The Department for Children, Schools and Families has been urged today to move away from short-term pilot schemes, to more effectively tackle inequalities between disadvantaged children and their peers.

An interim study from the two-year Narrowing the Gap project – a DCSF-funded initiative to define best practice in tackling inequality among children – said ministers should “run no more than a very few national programmes” aimed explicitly at narrowing the gap. 

C4EO-led

The project is supported by a number of organisations, including the Local Government Association, but is now overseen by DCSF-funded best practice body the Centre for Excellence and Outcomes in Children and Young People’s Services (C4EO), which was set up in July.

It will produce its final report in March 2009, which will aim to provide councils with best practice models for eradicating inequalities.

Today’s report found that “things are moving in the right direction in many areas” in terms of the increasing ability of local agencies to reduce inequalities. But the “whole system change” required to extend and sustain progress in the longer-term has not yet occurred, although it is closer than it was six months ago. 

Government role

The report said the government had a key role in making narrowing the gap an explicit and consistently reinforced objective for all relevant agencies, including councils, schools and primary care trusts. However it said that “this can’t be said to describe the current position”.

It said short-term initiatives focusing on particular service areas risked confusing professionals and organisations and leading them to lose focus. Instead, it called for “fewer, bigger, long-term programmes that aim explicitly at narrowing the gap”.

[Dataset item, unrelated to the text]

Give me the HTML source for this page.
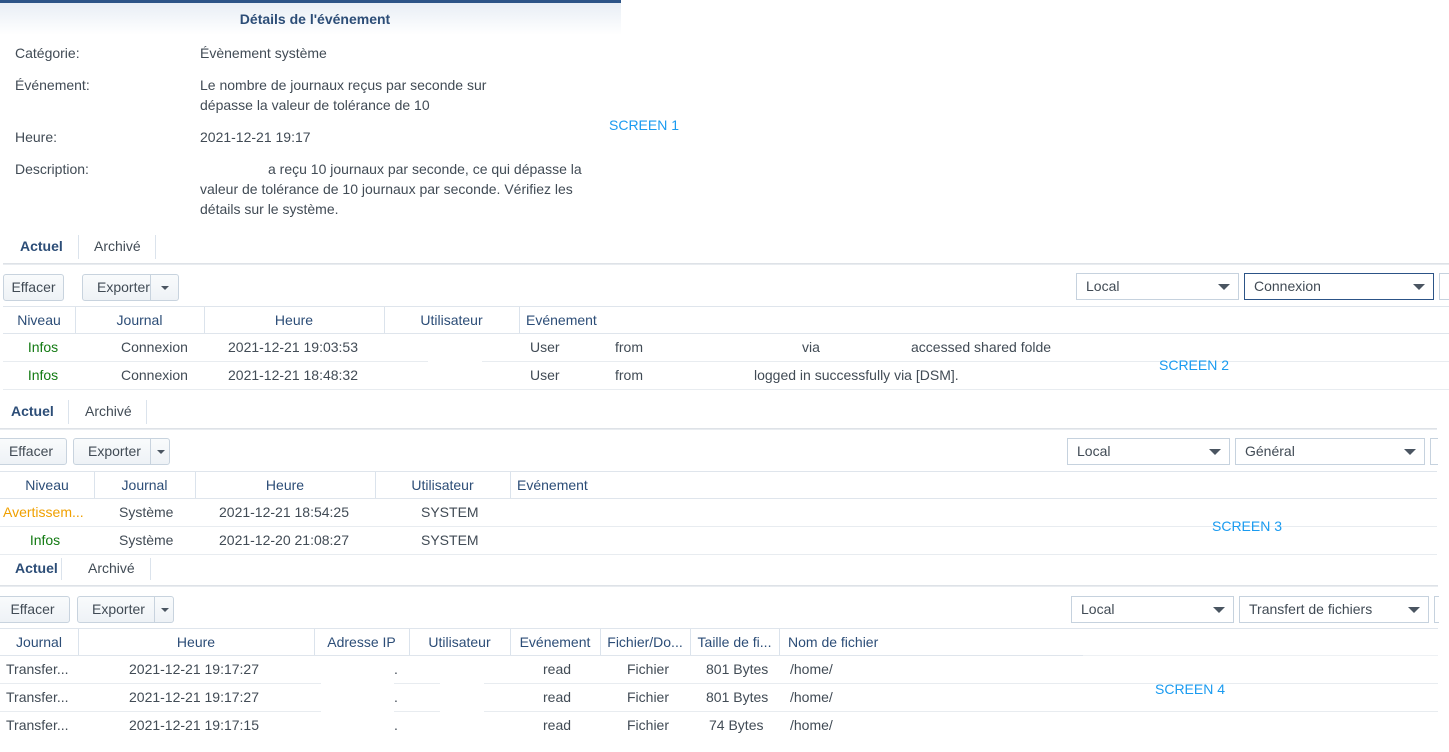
<!DOCTYPE html>
<html><head><meta charset="utf-8"><style>
body{margin:0;width:1449px;height:752px;background:#fff;position:relative;overflow:hidden;font-family:"Liberation Sans","DejaVu Sans",sans-serif;font-size:14px;color:#414b55}
div{position:absolute;box-sizing:border-box}
.t{white-space:nowrap;line-height:16px}
.c{text-align:center}
.h{color:#2c4d77}
.hl{height:1px;background:#dfe5ec}
.rl{height:1px;background:#e8ecf0}
.vl{width:1px;background:#dbe3ec}
.btn{border:1px solid #c8d3de;border-radius:3px;background:linear-gradient(#f9fbfc,#eef2f6);height:27px;line-height:25px;text-align:center;color:#414b55}
.dd{border:1px solid #c6d2de;height:27px;line-height:25px;padding-left:9px;color:#414b55;background:#fff}
.dd:after{content:"";position:absolute;right:8px;top:10px;border-left:6px solid transparent;border-right:6px solid transparent;border-top:6px solid #4a5561}
.dd.n:after{display:none}
.caret{position:absolute;left:50%;top:11px;margin-left:-4px;border-left:4px solid transparent;border-right:4px solid transparent;border-top:4px solid #4a5561}
.tb{font-weight:bold;color:#2c4d77}
.tabline{height:2px;background:linear-gradient(#d9dde2,#eef1f4)}
.g{color:#127a12}
.o{color:#f0a000}
.s{color:#1a9bf0}
</style></head><body>
<!-- SCREEN 1 -->
<div style="left:0;top:0;width:621px;height:3px;background:#2c5487"></div>
<div style="left:0;top:3px;width:621px;height:32px;background:linear-gradient(#e8eef5,#fff)"></div>
<div class="t c tb" style="left:0;top:11px;width:630px">Détails de l'événement</div>
<div class="t" style="left:15px;top:45px">Catégorie:</div>
<div class="t" style="left:200px;top:45px">Évènement système</div>
<div class="t" style="left:15px;top:77px">Événement:</div>
<div class="t" style="left:200px;top:77px">Le nombre de journaux reçus par seconde sur</div>
<div class="t" style="left:200px;top:97px">dépasse la valeur de tolérance de 10</div>
<div class="t" style="left:15px;top:129px">Heure:</div>
<div class="t" style="left:200px;top:129px">2021-12-21 19:17</div>
<div class="t" style="left:15px;top:161px">Description:</div>
<div class="t" style="left:268px;top:161px">a reçu 10 journaux par seconde, ce qui dépasse la</div>
<div class="t" style="left:200px;top:181px">valeur de tolérance de 10 journaux par seconde. Vérifiez les</div>
<div class="t" style="left:200px;top:201px">détails sur le système.</div>
<div class="t s" style="left:609px;top:117px">SCREEN 1</div>

<!-- SCREEN 2 -->
<div class="t tb" style="left:20px;top:238px">Actuel</div>
<div class="vl" style="left:78px;top:235px;height:24px"></div>
<div class="t" style="left:94px;top:238px">Archivé</div>
<div class="vl" style="left:155px;top:235px;height:24px"></div>
<div class="tabline" style="left:3px;top:263px;width:1446px"></div>
<div class="btn" style="left:3px;top:274px;width:61px">Effacer</div>
<div class="btn" style="left:82px;top:274px;width:97px;text-align:left;padding-left:14px">Exporter<div style="left:67px;top:0;width:1px;height:25px;background:#c8d3de"></div><div style="left:68px;top:0;width:28px;height:25px"><span class="caret"></span></div></div>
<div class="dd" style="left:1076px;top:273px;width:163px">Local</div>
<div class="dd" style="left:1244px;top:273px;width:190px;border-color:#2c5487">Connexion</div>
<div class="dd n" style="left:1439px;top:273px;width:20px"></div>
<div class="hl" style="left:3px;top:306px;width:1446px"></div>
<div class="t c h" style="left:3px;top:312px;width:72px">Niveau</div>
<div class="vl" style="left:75px;top:307px;height:26px"></div>
<div class="t c h" style="left:75px;top:312px;width:129px">Journal</div>
<div class="vl" style="left:204px;top:307px;height:26px"></div>
<div class="t c h" style="left:204px;top:312px;width:180px">Heure</div>
<div class="vl" style="left:384px;top:307px;height:26px"></div>
<div class="t c h" style="left:384px;top:312px;width:135px">Utilisateur</div>
<div class="vl" style="left:519px;top:307px;height:26px"></div>
<div class="t h" style="left:526px;top:312px">Evénement</div>
<div class="hl" style="left:3px;top:333px;width:1446px"></div>
<div class="t c g" style="left:3px;top:339px;width:80px">Infos</div>
<div class="t" style="left:121px;top:339px">Connexion</div>
<div class="t" style="left:228px;top:339px">2021-12-21 19:03:53</div>
<div class="t" style="left:530px;top:339px">User</div>
<div class="t" style="left:615px;top:339px">from</div>
<div class="t" style="left:802px;top:339px">via</div>
<div class="t" style="left:911px;top:339px">accessed shared folde</div>
<div class="rl" style="left:3px;top:361px;width:425px"></div>
<div class="rl" style="left:482px;top:361px;width:967px"></div>
<div class="t c g" style="left:3px;top:367px;width:80px">Infos</div>
<div class="t" style="left:121px;top:367px">Connexion</div>
<div class="t" style="left:228px;top:367px">2021-12-21 18:48:32</div>
<div class="t" style="left:530px;top:367px">User</div>
<div class="t" style="left:615px;top:367px">from</div>
<div class="t" style="left:754px;top:367px">logged in successfully via [DSM].</div>
<div class="rl" style="left:3px;top:389px;width:1446px"></div>
<div class="t s" style="left:1159px;top:357px">SCREEN 2</div>

<!-- SCREEN 3 -->
<div class="t tb" style="left:11px;top:403px">Actuel</div>
<div class="vl" style="left:68px;top:400px;height:24px"></div>
<div class="t" style="left:85px;top:403px">Archivé</div>
<div class="vl" style="left:146px;top:400px;height:24px"></div>
<div class="tabline" style="left:0;top:428px;width:1437px"></div>
<div class="btn" style="left:-5px;top:438px;width:72px">Effacer</div>
<div class="btn" style="left:73px;top:438px;width:97px;text-align:left;padding-left:14px">Exporter<div style="left:76px;top:0;width:1px;height:25px;background:#c8d3de"></div><div style="left:77px;top:0;width:19px;height:25px"><span class="caret"></span></div></div>
<div class="dd" style="left:1067px;top:438px;width:163px">Local</div>
<div class="dd" style="left:1235px;top:438px;width:190px">Général</div>
<div class="dd n" style="left:1430px;top:438px;width:20px"></div>
<div style="left:1438px;top:430px;width:11px;height:130px;background:#fff"></div>
<div class="hl" style="left:0;top:471px;width:1437px"></div>
<div class="t c h" style="left:0;top:477px;width:94px">Niveau</div>
<div class="vl" style="left:94px;top:472px;height:26px"></div>
<div class="t c h" style="left:94px;top:477px;width:101px">Journal</div>
<div class="vl" style="left:195px;top:472px;height:26px"></div>
<div class="t c h" style="left:195px;top:477px;width:180px">Heure</div>
<div class="vl" style="left:375px;top:472px;height:26px"></div>
<div class="t c h" style="left:375px;top:477px;width:135px">Utilisateur</div>
<div class="vl" style="left:510px;top:472px;height:26px"></div>
<div class="t h" style="left:517px;top:477px">Evénement</div>
<div class="hl" style="left:0;top:498px;width:1437px"></div>
<div class="t o" style="left:3px;top:504px;width:90px;overflow:hidden">Avertissem...</div>
<div class="t" style="left:119px;top:504px">Système</div>
<div class="t" style="left:219px;top:504px">2021-12-21 18:54:25</div>
<div class="t" style="left:421px;top:504px">SYSTEM</div>
<div class="rl" style="left:0;top:526px;width:1437px"></div>
<div class="t c g" style="left:0;top:532px;width:90px">Infos</div>
<div class="t" style="left:119px;top:532px">Système</div>
<div class="t" style="left:219px;top:532px">2021-12-20 21:08:27</div>
<div class="t" style="left:421px;top:532px">SYSTEM</div>
<div class="rl" style="left:0;top:554px;width:1437px"></div>
<div class="t s" style="left:1212px;top:518px">SCREEN 3</div>

<!-- SCREEN 4 -->
<div class="t tb" style="left:15px;top:560px">Actuel</div>
<div class="vl" style="left:61px;top:558px;height:22px"></div>
<div class="t" style="left:88px;top:560px">Archivé</div>
<div class="vl" style="left:150px;top:558px;height:22px"></div>
<div class="tabline" style="left:0;top:585px;width:1438px"></div>
<div class="btn" style="left:-5px;top:596px;width:75px">Effacer</div>
<div class="btn" style="left:77px;top:596px;width:97px;text-align:left;padding-left:14px">Exporter<div style="left:76px;top:0;width:1px;height:25px;background:#c8d3de"></div><div style="left:77px;top:0;width:19px;height:25px"><span class="caret"></span></div></div>
<div class="dd" style="left:1071px;top:596px;width:163px">Local</div>
<div class="dd" style="left:1239px;top:596px;width:190px">Transfert de fichiers</div>
<div class="dd n" style="left:1434px;top:596px;width:20px"></div>
<div style="left:1439px;top:587px;width:10px;height:165px;background:#fff"></div>
<div class="hl" style="left:0;top:628px;width:1438px"></div>
<div class="t c h" style="left:0;top:634px;width:78px">Journal</div>
<div class="vl" style="left:78px;top:629px;height:26px"></div>
<div class="t c h" style="left:78px;top:634px;width:236px">Heure</div>
<div class="vl" style="left:314px;top:629px;height:26px"></div>
<div class="t c h" style="left:314px;top:634px;width:95px">Adresse IP</div>
<div class="vl" style="left:409px;top:629px;height:26px"></div>
<div class="t c h" style="left:409px;top:634px;width:101px">Utilisateur</div>
<div class="vl" style="left:510px;top:629px;height:26px"></div>
<div class="t c h" style="left:510px;top:634px;width:90px">Evénement</div>
<div class="vl" style="left:600px;top:629px;height:26px"></div>
<div class="t c h" style="left:600px;top:634px;width:90px">Fichier/Do...</div>
<div class="vl" style="left:690px;top:629px;height:26px"></div>
<div class="t c h" style="left:690px;top:634px;width:89px">Taille de fi...</div>
<div class="vl" style="left:779px;top:629px;height:26px"></div>
<div class="t h" style="left:788px;top:634px">Nom de fichier</div>
<div class="hl" style="left:0;top:655px;width:1083px"></div>
<div class="hl" style="left:1083px;top:655px;width:355px;background:#eef1f4"></div>
<div class="t" style="left:6px;top:661px">Transfer...</div>
<div class="t" style="left:129px;top:661px">2021-12-21 19:17:27</div>
<div class="t" style="left:394px;top:661px">.</div>
<div class="t" style="left:543px;top:661px">read</div>
<div class="t" style="left:627px;top:661px">Fichier</div>
<div class="t" style="left:706px;top:661px">801 Bytes</div>
<div class="t" style="left:790px;top:661px">/home/</div>
<div class="rl" style="left:0;top:683px;width:321px"></div>
<div class="rl" style="left:394px;top:683px;width:46px"></div>
<div class="rl" style="left:484px;top:683px;width:599px"></div>
<div class="rl" style="left:1083px;top:683px;width:355px"></div>
<div class="t" style="left:6px;top:689px">Transfer...</div>
<div class="t" style="left:129px;top:689px">2021-12-21 19:17:27</div>
<div class="t" style="left:394px;top:689px">.</div>
<div class="t" style="left:543px;top:689px">read</div>
<div class="t" style="left:627px;top:689px">Fichier</div>
<div class="t" style="left:706px;top:689px">801 Bytes</div>
<div class="t" style="left:790px;top:689px">/home/</div>
<div class="rl" style="left:0;top:711px;width:321px"></div>
<div class="rl" style="left:394px;top:711px;width:46px"></div>
<div class="rl" style="left:484px;top:711px;width:599px"></div>
<div class="rl" style="left:1083px;top:711px;width:355px"></div>
<div class="t" style="left:6px;top:717px">Transfer...</div>
<div class="t" style="left:129px;top:717px">2021-12-21 19:17:15</div>
<div class="t" style="left:394px;top:717px">.</div>
<div class="t" style="left:543px;top:717px">read</div>
<div class="t" style="left:627px;top:717px">Fichier</div>
<div class="t" style="left:709px;top:717px">74 Bytes</div>
<div class="t" style="left:790px;top:717px">/home/</div>
<div class="t s" style="left:1155px;top:681px">SCREEN 4</div>
</body></html>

The call echoes that of children’s charity Action for Children, which said in a report in September that successive governments had produced a string of initiatives on children’s services, but had not allowed time for each to be implemented, reducing their effectiveness.

Accountability

The report also called on ministers to hold local authorities and their partners to account for achieving improvements in outcomes, while giving them the flexibility to develop local solutions. It urged a reform of the current performance management framework to give “stronger and more consistent signals” to all services, including schools, about the importance of tackling inequalities.

It also called for more leadership support for directors of children’s services, including investment in current and future directors. Without this, “there is a risk that newly-appointed DCSs, in particular, may find it extremely challenging to exercise the leadership crucial for narrowing the gap,” the report said. And it highlighted the need for specific work with middle managers in children’s services as they were “central to the process of changing service cultures”.

Children’s trusts

The report called for the role of children’s trusts and the contribution of partner organisations in narrowing the gap to be more clearly articulated. This follows a highly critical report from the Audit Commission last month, which said that confusion over the role of children’s trusts, resulting from mixed government messages, had hampered their effectiveness.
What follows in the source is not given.